## Problem details
Find each line holding "that" and copy it out.

## Data block
-- START --
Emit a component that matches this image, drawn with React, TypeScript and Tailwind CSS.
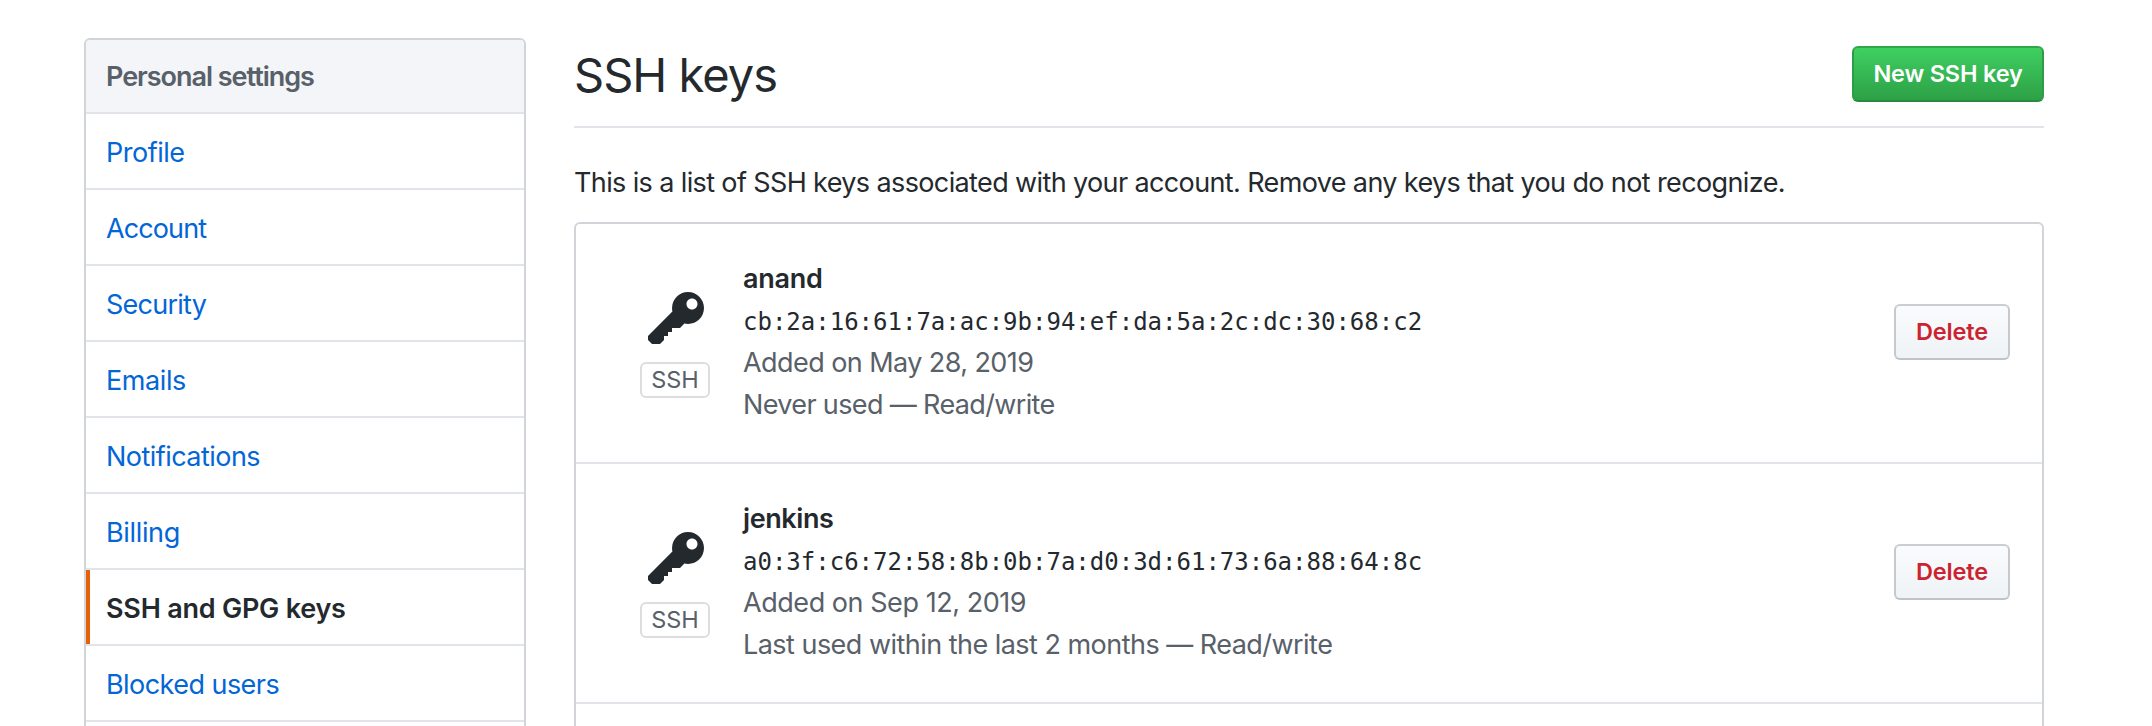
const navItems = [
  { label: "Profile", spacing: "tracking-[-0.5px]" },
  { label: "Account", spacing: "tracking-[-0.9px]" },
  { label: "Security", spacing: "tracking-[-0.75px]" },
  { label: "Emails", spacing: "tracking-[-0.4px]" },
  { label: "Notifications", spacing: "tracking-[-0.54px]" },
  { label: "Billing", spacing: "tracking-[-0.35px]" },
  { label: "SSH and GPG keys", spacing: "tracking-[-0.23px]", selected: true },
  { label: "Blocked users", spacing: "tracking-[-0.55px]" },
];

const sshKeys = [
  {
    name: "anand",
    nameSpacing: "tracking-[-0.26px]",
    fingerprint: "cb:2a:16:61:7a:ac:9b:94:ef:da:5a:2c:dc:30:68:c2",
    added: "Added on May 28, 2019",
    addedSpacing: "tracking-[-0.57px]",
    used: "Never used — Read/write",
    usedSpacing: "tracking-[-0.64px]",
  },
  {
    name: "jenkins",
    nameSpacing: "tracking-[-0.42px]",
    fingerprint: "a0:3f:c6:72:58:8b:0b:7a:d0:3d:61:73:6a:88:64:8c",
    added: "Added on Sep 12, 2019",
    addedSpacing: "tracking-[-0.45px]",
    used: "Last used within the last 2 months — Read/write",
    usedSpacing: "tracking-[-0.53px]",
  },
];

function KeyIcon() {
  return (
    <svg width="56" height="64" viewBox="0 0 14 16" fill="currentColor" className="ml-0.5" aria-hidden="true">
      <path
        fillRule="evenodd"
        d="M12.83 2.17C12.08 1.42 11.14 1.03 10 1c-1.13.03-2.08.42-2.83 1.17S6.04 3.86 6.01 5c0 .3.03.59.09.89L0 12v1l1 1h2l1-1v-1h1v-1h1v-1h2l1.09-1.11c.3.08.59.11.91.11 1.14-.03 2.08-.42 2.83-1.17S13.97 6.14 14 5c-.03-1.14-.42-2.08-1.17-2.83zM11 5.38c-.77 0-1.38-.61-1.38-1.38 0-.77.61-1.38 1.38-1.38.77 0 1.38.61 1.38 1.38 0 .77-.61 1.38-1.38 1.38z"
      />
    </svg>
  );
}

function Sidebar() {
  return (
    <nav className="h-[760px] w-[442px] shrink-0 self-start overflow-hidden rounded-md border-2 border-[#d1d5da] bg-white">
      <h3 className="flex h-[74px] items-center border-b-2 border-[#e1e4e8] bg-[#f3f5f8] pt-0.5 pl-5 font-semibold tracking-[-1.03px] text-[#586069]">
        Personal settings
      </h3>
      {navItems.map((item) => (
        <a
          key={item.label}
          className={`flex h-[76px] items-stretch border-b-2 border-[#e1e4e8] ${item.spacing} ${
            item.selected ? "font-semibold text-[#24292e]" : "text-[#0366d6]"
          }`}
        >
          <span className={`w-1 ${item.selected ? "bg-[#e36209]" : ""}`} />
          <span className="flex items-center pt-1 pl-4">{item.label}</span>
        </a>
      ))}
    </nav>
  );
}

export default function App() {
  return (
    <div className="flex h-[726px] w-[2152px] overflow-hidden bg-white pt-[38px] pl-[84px] font-[Inter,sans-serif] text-[27px] leading-[42px] text-[#24292e]">
      <Sidebar />
      <main className="ml-12 w-[1470px] shrink-0">
        <header className="flex h-[90px] items-start justify-between border-b-2 border-[#e1e4e8] pt-2">
          <h1 className="pt-px text-[47px] leading-[56px] tracking-[-0.98px] whitespace-nowrap">SSH keys</h1>
          <button className="flex h-14 w-48 items-center justify-center rounded-md border-2 border-t-[#30a849] border-r-[#2f9c46] border-b-[#278a3d] border-l-[#2f9c46] bg-linear-to-b from-[#3fd062] to-[#2da046] text-[23.5px] font-semibold tracking-[-0.18px] whitespace-nowrap text-white">
            New SSH key
          </button>
        </header>
        <p className="pt-[34px] tracking-[-0.62px] whitespace-nowrap">
          This is a list of SSH keys associated with your account. Remove any keys that you do not recognize.
        </p>
        <ul className="mt-[18px] h-[600px] rounded-md border-2 border-[#d1d5da]">
          {sshKeys.map((k) => (
            <li key={k.name} className="flex h-60 border-b-2 border-[#e1e4e8] pr-8">
              <div className="ml-16 flex w-[70px] flex-col items-center pt-16 text-[#24292e]">
                <KeyIcon />
                <span className="mt-2.5 flex h-9 w-[70px] items-center justify-center rounded-md border-2 border-[#dddddd] text-[23.5px] tracking-[-0.1px] text-[#586069]">
                  SSH
                </span>
              </div>
              <div className="ml-[33px] grow pt-[34px] whitespace-nowrap">
                <strong className={`block font-semibold ${k.nameSpacing}`}>{k.name}</strong>
                <code className="block h-[42px] pt-px font-['DejaVu_Sans_Mono',monospace] text-[24px]">
                  {k.fingerprint}
                </code>
                <span className={`block text-[#586069] ${k.addedSpacing}`}>{k.added}</span>
                <span className={`block text-[#586069] ${k.usedSpacing}`}>{k.used}</span>
              </div>
              <button className="mt-20 flex h-14 w-[116px] items-center justify-center rounded-md border-2 border-t-[#cbced1] border-r-[#c5c9cd] border-b-[#bfc3c7] border-l-[#c5c9cd] bg-linear-to-b from-[#fafbfc] to-[#eff3f6] text-[23.5px] font-semibold tracking-[-0.16px] text-[#cb2431]">
                Delete
              </button>
            </li>
          ))}
        </ul>
      </main>
    </div>
  );
}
-- END --
## Task answer
Emit a component that matches this image, drawn with React, TypeScript and Tailwind CSS.
          This is a list of SSH keys associated with your account. Remove any keys that you do not recognize.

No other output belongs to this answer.